Team creates high-speed internet lane for emergency situations


In a disaster, a delay can mean the difference between life and death. Emergency responders don't have time to wait in traffic—even on the congested information superhighway.

That's why researchers at Rochester Institute of Technology are developing a faster and more reliable way to send and receive large amounts of data through the internet. By a creating a new network protocol, called Multi Node Label Routing protocol, researchers are essentially developing a new high-speed lane of online traffic, specifically for emergency information.

The project, funded by a grant from the National Science Foundation and US Ignite, aims to improve the information flow between emergency responders at the scene of an incident and decision-makers at the office of emergency management.

"Sharing data on the internet during an emergency is like trying to drive a jet down the street at rush hour," said Jennifer Schneider, the Eugene H. Fram Chair in Applied Critical Thinking at RIT and co-principal investigator on the project. "A lot of the critical information is too big and data heavy for the existing internet pipeline."

Schnieder said data-dense information sharing was a major issue during recent disasters, including Hurricane Irene and Hurricane Sandy. Emergency responders were not able to quickly share critical information. That's why RIT students studying environmental health and safety—several of whom are actual responders themselves—worked with emergency professionals to gather data and create scenarios that support research into this real-world problem.

For example, in a flood event, emergency responders may need to share LIDAR mapping images, 911 requests and deployments, cell phone location data, video chats, voice recordings and social media communications. When that information has to compete with civilians tweeting about the disaster and messaging loved ones, the network is taking on more than it can handle.

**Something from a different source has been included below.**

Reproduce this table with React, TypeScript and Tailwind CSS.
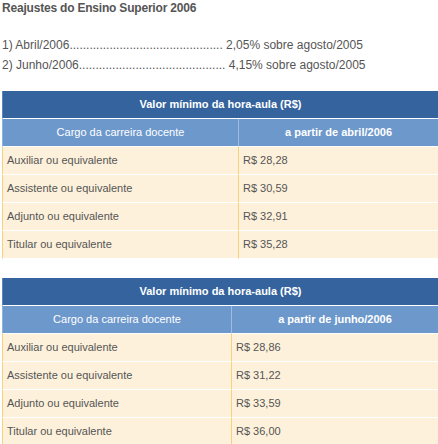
const rowsAbril = [
  ['Auxiliar ou equivalente', 'R$ 28,28'],
  ['Assistente ou equivalente', 'R$ 30,59'],
  ['Adjunto ou equivalente', 'R$ 32,91'],
  ['Titular ou equivalente', 'R$ 35,28'],
];

const rowsJunho = [
  ['Auxiliar ou equivalente', 'R$ 28,86'],
  ['Assistente ou equivalente', 'R$ 31,22'],
  ['Adjunto ou equivalente', 'R$ 33,59'],
  ['Titular ou equivalente', 'R$ 36,00'],
];

function SalaryTable({ period, rows, firstCol }: { period: string; rows: string[][]; firstCol: string }) {
  return (
    <table className="border-separate border-spacing-0 w-[436px] ml-[2px] table-fixed">
      <colgroup>
        <col className={firstCol} />
        <col />
      </colgroup>
      <thead>
        <tr>
          <th colSpan={2} className="h-[28px] p-0 bg-[#34639e] border-l border-l-[#5b86bf] border-b border-b-white text-white text-[11px] font-bold text-center">
            Valor mínimo da hora-aula (R$)
          </th>
        </tr>
        <tr>
          <th className="h-[28px] p-0 bg-[#6d98cc] border-l border-l-[#8fb3e0] border-b border-b-white text-white text-[11px] font-normal text-center">
            Cargo da carreira docente
          </th>
          <th className="h-[28px] p-0 bg-[#6d98cc] border-l border-l-[#9dbde6] border-b border-b-white text-white text-[11px] font-bold text-center">
            {period}
          </th>
        </tr>
      </thead>
      <tbody>
        {rows.map(([cargo, valor]) => (
          <tr key={cargo}>
            <td className="h-[28px] py-0 px-[4px] bg-[#fdf1db] border-l border-l-[#f6d27c] border-b border-b-white text-[#555] text-[11px]">
              {cargo}
            </td>
            <td className="h-[28px] py-0 px-[4px] bg-[#fdf1db] border-l border-l-[#f6d27c] border-b border-b-white text-[#555] text-[11px]">
              {valor}
            </td>
          </tr>
        ))}
      </tbody>
    </table>
  );
}

export default function App() {
  return (
    <div className="w-[438px] h-[444px] overflow-hidden bg-white text-[#555] font-['Liberation_Sans',Arial,sans-serif]">
      <h1 className="pl-[2px] text-[12px] leading-[16px] font-bold tracking-[-0.2px]">Reajustes do Ensino Superior 2006</h1>
      <div className="mt-[19px] pl-[2px] text-[12px] leading-[20px]">
        <p>1) Abril/2006.............................................. 2,05% sobre agosto/2005</p>
        <p>2) Junho/2006............................................ 4,15% sobre agosto/2005</p>
      </div>
      <div className="mt-[16px]">
        <SalaryTable period="a partir de abril/2006" rows={rowsAbril} firstCol="w-[236px]" />
      </div>
      <div className="mt-[19px]">
        <SalaryTable period="a partir de junho/2006" rows={rowsJunho} firstCol="w-[229px]" />
      </div>
    </div>
  );
}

"It is normal to have links and routers fail, and as the network topography changes, packets can be delayed, rerouted or lost," said Nirmala Shenoy, a professor in RIT's Information Sciences and Technologies Department and principal investigator of the project. "This unreliability and delayed information can render loss of important data in the LIDAR images and other information."


To solve this problem, Shenoy, along with co-principal investigator Erik Golen, a visiting assistant professor in RIT's Information Sciences and Technologies Department, and a team of five graduate students created the Multi Node Label Routing (MNLR) protocol. It is designed with an immediate failover mechanism—meaning that if a link or node fails, it uses an alternate path right away, as soon as the failure is detected. The new protocol runs below the existing internet protocols, allowing normal internet traffic to run without disruption.

The new protocol does not depend on routes discovered by either Border Gateway Protocol (BGP) and Open Shortest Path First (OSPF). It discovers routes based on the labels assigned to the routers. The labels in turn carry the structural and relational connectivity information among routers.

"The new protocol is actually of very low complexity compared to the current routing protocols, including BGP and OSPF," Shenoy said. "This is because the labels and protocols leverage the connectivity relationship that exists among routers, which are already sitting on a nice structure."

In a demo this May, the team put the protocol to the test over the U.S. GENI (Global Environment for Network Innovation). The group transferred data using BGP and the new MNLR protocol. They ran the data between 27 nodes representing the network of the incident control center, the 911 call center and the office of emergency management.

While BGP took about 150 seconds to recover from a link failure, MNLR recovered in less than 30 seconds. The recovery metrics showed that the new MNLR protocol transferred information faster and more reliably than existing protocols in the event of network failures and topology changes.

"While BGP has a recommended default keep alive message interval of 60 seconds, MNLR is not so constrained," said Shenoy. "In fact, MNLR can detect failure with one missing keep alive message as the failure or topology change information will be flooded internet wide, which can be expected in certain cases with BGP."

Shenoy said that the main issue with current protocols stems from the fact that they were invented several decades ago and not for the type of network scenarios experienced in current internet. Thus, BGP and OSPF are unreliable and that manifests when a link fails, she said."If you receive an email five minutes late, that is still acceptable," Shenoy said. "But in an emergency situation, the implicit impact of these serious network problems truly come to light."

In an emergency situation, information becomes too old after about eight minutes, adds Schneider, who leads RIT's Collaboratory for Resiliency and Recovery. "We are on the cusp of generating and collecting all this great technical information, but we need to be able to share it and create the situational awareness decision-makers need."

The team is continuing to develop and enhance the MNLR protocol. In the future, the team plans to test and implement the protocol in emergency situations.